----- Data shown

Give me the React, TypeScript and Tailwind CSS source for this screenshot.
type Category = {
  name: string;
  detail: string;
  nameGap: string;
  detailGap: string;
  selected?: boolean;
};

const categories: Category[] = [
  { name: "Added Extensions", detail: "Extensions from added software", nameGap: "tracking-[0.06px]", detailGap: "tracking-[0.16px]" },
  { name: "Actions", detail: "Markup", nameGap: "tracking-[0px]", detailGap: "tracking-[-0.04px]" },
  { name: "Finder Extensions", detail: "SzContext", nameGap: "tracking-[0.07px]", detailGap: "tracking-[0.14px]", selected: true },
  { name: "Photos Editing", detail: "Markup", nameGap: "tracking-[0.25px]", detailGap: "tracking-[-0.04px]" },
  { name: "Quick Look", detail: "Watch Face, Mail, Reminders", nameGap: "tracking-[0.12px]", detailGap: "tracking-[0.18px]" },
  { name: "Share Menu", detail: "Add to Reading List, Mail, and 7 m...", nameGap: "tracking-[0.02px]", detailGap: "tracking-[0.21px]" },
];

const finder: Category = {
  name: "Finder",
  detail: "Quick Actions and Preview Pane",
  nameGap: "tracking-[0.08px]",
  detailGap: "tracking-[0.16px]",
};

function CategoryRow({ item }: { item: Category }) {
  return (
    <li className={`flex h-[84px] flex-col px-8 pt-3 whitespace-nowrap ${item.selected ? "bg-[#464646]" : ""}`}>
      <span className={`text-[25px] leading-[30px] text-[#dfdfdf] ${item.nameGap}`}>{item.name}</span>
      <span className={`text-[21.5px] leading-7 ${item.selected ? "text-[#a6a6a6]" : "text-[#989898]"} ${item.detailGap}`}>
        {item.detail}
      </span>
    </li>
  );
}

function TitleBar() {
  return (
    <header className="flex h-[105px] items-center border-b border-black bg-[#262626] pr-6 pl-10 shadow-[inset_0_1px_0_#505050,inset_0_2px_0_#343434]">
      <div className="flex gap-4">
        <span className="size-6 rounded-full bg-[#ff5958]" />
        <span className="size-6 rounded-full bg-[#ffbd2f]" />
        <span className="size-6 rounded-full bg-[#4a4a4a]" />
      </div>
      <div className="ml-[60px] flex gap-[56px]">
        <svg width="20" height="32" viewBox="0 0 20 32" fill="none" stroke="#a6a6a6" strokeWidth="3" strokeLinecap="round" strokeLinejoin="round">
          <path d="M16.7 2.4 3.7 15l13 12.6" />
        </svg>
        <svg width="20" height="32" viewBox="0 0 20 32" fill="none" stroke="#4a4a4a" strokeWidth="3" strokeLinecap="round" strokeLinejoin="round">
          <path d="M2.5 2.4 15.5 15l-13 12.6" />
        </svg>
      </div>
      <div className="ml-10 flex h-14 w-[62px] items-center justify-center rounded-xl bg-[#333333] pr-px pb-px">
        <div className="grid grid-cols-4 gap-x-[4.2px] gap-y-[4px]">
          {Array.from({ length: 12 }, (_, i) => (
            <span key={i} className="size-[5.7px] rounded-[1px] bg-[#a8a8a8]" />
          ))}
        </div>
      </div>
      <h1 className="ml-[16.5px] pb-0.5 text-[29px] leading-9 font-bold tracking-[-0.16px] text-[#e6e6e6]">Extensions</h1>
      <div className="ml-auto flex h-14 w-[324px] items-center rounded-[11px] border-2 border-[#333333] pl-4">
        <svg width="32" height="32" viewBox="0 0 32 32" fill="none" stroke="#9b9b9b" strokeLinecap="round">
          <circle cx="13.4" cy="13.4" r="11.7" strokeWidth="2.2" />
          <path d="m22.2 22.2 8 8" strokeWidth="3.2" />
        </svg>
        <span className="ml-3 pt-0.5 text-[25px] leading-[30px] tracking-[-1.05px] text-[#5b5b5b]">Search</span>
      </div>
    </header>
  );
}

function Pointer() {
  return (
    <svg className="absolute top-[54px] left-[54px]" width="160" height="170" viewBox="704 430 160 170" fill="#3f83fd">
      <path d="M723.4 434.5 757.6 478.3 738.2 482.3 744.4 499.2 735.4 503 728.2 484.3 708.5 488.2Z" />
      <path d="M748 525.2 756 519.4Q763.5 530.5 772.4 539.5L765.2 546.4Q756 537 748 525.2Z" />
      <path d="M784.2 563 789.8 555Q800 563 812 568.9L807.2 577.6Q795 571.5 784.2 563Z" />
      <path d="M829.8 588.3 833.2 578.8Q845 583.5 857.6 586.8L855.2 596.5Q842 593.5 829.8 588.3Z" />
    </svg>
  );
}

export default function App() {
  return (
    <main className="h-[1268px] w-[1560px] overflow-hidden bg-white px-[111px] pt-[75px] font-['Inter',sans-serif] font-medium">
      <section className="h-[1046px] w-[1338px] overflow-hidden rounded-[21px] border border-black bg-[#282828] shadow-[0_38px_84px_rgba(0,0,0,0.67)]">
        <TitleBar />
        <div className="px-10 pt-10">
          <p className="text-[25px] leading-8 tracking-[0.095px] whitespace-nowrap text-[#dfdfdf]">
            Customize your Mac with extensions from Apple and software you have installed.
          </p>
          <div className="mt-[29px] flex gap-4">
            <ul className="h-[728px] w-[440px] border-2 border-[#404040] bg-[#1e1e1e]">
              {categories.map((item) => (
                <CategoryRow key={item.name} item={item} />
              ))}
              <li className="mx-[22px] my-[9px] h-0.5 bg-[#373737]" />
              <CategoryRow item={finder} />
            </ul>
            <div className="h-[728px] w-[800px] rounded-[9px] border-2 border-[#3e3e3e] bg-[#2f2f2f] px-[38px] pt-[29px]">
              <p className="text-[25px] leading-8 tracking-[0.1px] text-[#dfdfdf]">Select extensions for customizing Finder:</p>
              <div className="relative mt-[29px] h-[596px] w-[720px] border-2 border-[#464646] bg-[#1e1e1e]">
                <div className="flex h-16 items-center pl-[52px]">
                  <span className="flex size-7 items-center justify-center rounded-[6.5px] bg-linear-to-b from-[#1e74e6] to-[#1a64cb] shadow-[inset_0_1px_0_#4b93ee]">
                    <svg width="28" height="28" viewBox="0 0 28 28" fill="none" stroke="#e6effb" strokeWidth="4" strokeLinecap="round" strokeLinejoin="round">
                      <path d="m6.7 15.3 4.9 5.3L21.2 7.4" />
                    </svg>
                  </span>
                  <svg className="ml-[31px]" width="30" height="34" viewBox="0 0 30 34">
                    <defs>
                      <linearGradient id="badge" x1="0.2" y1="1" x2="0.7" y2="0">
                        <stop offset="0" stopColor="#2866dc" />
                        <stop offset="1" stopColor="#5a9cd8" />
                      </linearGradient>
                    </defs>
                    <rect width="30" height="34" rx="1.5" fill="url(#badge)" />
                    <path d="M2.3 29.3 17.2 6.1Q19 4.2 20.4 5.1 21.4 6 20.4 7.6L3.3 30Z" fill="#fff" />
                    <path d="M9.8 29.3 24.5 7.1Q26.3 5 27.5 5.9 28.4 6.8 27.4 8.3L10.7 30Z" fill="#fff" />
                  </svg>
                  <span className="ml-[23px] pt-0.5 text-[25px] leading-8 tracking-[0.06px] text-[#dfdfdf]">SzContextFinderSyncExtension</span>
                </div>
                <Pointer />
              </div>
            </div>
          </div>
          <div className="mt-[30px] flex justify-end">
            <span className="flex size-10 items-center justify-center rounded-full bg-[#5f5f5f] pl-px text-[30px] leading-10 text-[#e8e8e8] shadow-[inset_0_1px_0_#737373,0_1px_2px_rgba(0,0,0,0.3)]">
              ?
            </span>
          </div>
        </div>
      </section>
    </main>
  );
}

----------
----- Data shown

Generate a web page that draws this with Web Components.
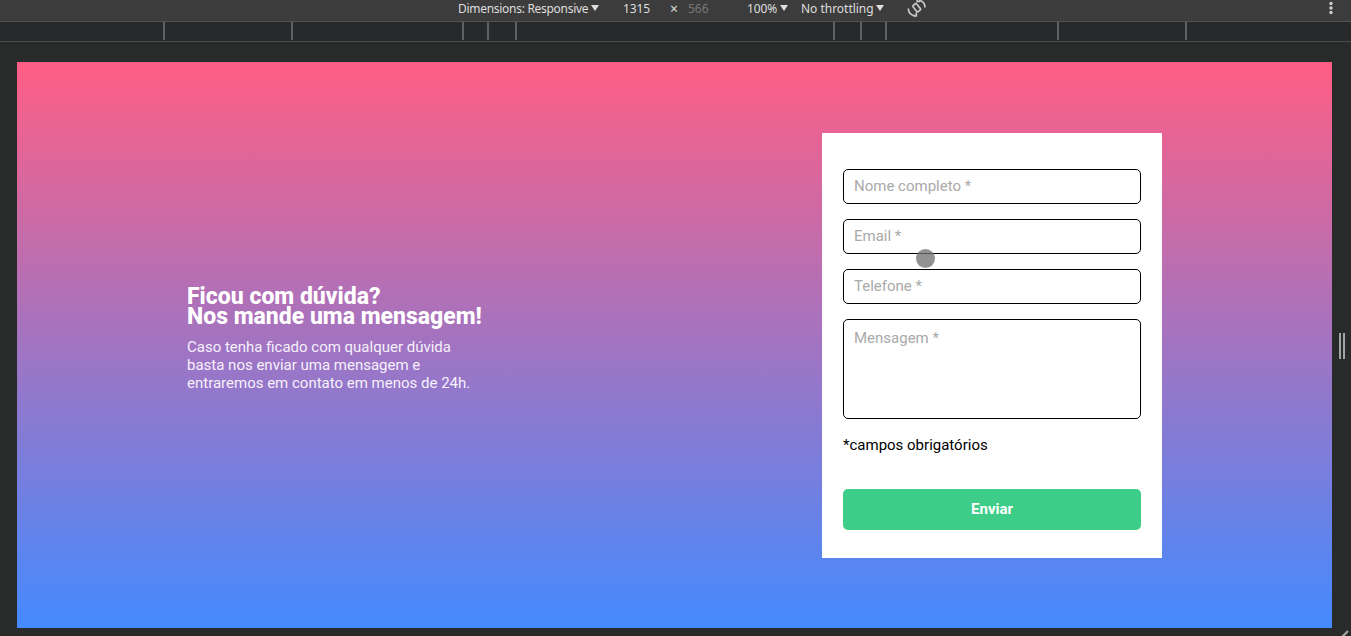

----------
----- Data shown

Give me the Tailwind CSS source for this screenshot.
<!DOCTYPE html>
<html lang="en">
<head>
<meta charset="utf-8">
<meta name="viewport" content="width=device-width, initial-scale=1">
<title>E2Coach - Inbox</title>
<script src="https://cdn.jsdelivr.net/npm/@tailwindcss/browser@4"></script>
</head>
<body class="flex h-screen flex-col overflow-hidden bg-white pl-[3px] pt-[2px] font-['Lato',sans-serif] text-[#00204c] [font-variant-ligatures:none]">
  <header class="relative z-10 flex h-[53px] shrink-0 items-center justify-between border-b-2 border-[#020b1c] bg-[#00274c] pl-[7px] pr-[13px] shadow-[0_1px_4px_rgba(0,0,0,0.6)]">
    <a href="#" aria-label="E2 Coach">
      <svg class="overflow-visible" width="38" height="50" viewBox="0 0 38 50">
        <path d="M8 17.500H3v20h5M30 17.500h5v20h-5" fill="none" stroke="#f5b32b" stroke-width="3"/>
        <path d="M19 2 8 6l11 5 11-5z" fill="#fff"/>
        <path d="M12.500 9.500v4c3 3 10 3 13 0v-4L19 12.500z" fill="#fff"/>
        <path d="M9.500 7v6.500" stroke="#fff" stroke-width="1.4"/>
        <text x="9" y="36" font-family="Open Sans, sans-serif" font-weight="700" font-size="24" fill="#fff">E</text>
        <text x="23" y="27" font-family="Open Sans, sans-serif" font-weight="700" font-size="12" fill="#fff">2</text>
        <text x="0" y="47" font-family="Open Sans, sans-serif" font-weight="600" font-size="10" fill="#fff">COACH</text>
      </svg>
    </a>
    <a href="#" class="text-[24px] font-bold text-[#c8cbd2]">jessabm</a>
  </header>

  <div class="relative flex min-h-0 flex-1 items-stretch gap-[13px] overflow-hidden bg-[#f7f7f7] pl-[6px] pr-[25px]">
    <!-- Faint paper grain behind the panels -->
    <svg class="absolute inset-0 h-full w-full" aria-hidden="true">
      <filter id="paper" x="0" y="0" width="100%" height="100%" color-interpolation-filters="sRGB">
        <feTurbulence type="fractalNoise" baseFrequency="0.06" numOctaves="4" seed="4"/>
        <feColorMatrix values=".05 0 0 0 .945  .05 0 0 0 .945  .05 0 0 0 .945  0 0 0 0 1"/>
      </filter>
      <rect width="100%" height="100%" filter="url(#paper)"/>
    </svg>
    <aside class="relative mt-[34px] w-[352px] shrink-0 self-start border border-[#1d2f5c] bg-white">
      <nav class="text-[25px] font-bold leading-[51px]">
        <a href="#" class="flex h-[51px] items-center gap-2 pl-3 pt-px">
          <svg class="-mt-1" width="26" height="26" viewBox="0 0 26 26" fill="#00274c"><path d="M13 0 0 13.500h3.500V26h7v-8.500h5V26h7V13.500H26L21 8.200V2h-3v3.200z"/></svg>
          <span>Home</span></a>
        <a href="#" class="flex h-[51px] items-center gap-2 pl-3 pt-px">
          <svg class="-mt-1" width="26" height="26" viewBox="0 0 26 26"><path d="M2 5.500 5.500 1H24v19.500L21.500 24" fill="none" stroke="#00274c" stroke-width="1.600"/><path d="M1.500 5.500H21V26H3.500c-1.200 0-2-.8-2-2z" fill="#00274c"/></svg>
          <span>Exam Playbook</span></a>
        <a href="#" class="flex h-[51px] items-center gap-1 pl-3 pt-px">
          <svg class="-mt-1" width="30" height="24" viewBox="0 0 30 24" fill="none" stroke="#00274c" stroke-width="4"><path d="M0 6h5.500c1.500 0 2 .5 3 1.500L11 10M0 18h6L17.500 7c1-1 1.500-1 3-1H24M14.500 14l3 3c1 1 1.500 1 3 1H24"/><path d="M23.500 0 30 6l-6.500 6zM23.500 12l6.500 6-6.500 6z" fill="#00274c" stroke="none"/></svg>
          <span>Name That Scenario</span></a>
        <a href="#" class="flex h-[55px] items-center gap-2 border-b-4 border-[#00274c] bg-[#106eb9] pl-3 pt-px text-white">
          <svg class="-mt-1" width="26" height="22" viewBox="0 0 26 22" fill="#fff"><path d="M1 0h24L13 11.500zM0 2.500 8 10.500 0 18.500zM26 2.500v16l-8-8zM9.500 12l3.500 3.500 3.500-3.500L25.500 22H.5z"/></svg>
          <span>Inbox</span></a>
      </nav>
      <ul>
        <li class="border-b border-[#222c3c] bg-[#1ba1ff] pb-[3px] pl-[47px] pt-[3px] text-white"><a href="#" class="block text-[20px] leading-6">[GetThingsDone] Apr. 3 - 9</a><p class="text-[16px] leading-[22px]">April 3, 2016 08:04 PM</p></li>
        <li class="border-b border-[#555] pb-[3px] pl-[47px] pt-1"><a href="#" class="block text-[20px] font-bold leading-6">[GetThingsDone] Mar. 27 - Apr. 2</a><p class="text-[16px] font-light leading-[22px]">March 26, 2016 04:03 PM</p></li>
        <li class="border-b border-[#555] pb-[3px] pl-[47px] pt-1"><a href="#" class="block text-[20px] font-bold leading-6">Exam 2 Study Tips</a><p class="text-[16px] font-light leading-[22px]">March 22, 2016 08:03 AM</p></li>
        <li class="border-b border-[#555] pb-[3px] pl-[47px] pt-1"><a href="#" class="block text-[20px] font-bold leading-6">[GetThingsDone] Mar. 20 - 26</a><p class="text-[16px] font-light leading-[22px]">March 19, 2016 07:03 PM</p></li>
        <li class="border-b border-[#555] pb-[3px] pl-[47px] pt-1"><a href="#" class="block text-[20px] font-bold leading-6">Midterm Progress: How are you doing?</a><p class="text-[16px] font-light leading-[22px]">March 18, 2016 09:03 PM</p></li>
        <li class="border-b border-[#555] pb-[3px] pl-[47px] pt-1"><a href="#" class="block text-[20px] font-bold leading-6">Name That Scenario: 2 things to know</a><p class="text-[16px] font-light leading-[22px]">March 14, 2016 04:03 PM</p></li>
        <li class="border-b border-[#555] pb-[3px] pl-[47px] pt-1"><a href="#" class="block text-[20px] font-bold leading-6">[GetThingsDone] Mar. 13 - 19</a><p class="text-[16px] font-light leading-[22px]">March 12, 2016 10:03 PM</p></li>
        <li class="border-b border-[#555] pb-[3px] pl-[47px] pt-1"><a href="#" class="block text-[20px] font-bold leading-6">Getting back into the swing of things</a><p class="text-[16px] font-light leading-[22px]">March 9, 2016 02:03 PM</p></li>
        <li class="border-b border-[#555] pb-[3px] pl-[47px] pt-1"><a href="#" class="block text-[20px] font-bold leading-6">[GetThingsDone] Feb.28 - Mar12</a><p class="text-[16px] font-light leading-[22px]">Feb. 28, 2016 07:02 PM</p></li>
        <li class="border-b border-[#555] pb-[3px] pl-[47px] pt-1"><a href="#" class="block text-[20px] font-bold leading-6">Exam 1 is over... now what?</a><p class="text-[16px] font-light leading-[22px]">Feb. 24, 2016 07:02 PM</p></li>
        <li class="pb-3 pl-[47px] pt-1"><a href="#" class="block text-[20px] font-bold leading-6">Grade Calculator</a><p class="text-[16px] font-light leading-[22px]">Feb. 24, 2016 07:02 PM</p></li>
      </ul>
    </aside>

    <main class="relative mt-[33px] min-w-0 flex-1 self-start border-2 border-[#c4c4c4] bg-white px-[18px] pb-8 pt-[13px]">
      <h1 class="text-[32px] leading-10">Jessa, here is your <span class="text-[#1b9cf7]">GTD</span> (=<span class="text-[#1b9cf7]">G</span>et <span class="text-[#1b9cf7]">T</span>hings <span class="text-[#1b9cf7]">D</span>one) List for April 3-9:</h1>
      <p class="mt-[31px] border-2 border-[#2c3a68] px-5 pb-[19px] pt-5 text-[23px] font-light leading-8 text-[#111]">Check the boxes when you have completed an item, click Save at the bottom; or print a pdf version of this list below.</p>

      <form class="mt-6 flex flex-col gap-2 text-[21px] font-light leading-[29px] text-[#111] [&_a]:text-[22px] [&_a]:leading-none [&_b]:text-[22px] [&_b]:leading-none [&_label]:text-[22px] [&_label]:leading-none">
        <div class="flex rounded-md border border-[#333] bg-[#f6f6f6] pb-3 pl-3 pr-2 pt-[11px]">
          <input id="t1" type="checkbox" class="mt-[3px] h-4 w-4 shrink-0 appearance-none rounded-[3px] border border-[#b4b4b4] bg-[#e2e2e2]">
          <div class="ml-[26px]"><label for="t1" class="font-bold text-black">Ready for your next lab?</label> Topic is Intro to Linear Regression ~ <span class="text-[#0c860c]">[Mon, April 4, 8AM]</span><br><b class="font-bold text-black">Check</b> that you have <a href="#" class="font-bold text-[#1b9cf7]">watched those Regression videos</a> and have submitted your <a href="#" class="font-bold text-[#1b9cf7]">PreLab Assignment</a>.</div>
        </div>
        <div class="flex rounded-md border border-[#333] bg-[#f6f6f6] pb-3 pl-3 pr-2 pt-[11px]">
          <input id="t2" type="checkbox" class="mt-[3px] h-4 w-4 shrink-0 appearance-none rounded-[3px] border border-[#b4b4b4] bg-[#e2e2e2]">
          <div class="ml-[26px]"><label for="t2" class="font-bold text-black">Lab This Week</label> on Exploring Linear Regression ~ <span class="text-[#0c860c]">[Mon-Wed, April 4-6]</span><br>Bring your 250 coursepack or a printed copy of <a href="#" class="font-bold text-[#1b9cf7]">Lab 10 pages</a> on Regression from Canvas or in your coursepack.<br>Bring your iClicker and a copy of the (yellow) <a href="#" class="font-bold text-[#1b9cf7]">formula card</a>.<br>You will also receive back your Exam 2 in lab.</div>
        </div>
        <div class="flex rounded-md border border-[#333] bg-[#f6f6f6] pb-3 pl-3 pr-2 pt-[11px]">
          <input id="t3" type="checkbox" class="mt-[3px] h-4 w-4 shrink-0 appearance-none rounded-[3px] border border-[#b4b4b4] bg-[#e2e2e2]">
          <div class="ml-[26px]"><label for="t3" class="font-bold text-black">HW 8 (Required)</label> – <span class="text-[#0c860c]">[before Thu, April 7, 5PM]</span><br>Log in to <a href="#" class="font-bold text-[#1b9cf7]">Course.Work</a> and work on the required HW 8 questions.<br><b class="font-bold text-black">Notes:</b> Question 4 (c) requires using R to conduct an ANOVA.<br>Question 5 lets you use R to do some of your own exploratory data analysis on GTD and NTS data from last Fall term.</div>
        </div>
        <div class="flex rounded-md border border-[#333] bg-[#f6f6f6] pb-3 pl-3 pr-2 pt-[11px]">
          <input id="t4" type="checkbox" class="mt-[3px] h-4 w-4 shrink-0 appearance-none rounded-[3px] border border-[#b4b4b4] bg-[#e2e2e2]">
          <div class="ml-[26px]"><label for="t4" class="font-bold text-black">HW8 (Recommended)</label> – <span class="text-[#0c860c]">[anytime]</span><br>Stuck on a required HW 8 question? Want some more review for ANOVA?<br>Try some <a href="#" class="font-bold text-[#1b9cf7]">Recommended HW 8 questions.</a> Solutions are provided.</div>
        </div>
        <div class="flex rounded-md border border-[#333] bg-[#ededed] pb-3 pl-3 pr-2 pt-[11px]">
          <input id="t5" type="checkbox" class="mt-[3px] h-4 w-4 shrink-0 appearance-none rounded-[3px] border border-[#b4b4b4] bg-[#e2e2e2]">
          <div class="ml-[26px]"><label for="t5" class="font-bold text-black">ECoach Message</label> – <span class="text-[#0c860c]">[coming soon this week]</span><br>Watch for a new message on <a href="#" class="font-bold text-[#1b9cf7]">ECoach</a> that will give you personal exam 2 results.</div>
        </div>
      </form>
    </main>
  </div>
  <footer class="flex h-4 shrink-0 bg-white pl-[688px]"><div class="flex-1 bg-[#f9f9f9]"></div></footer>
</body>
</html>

----------

Short exercise:
Extract every line from the records above that contains the word "with".

Response:
            Customize your Mac with extensions from Apple and software you have installed.
Generate a web page that draws this with Web Components.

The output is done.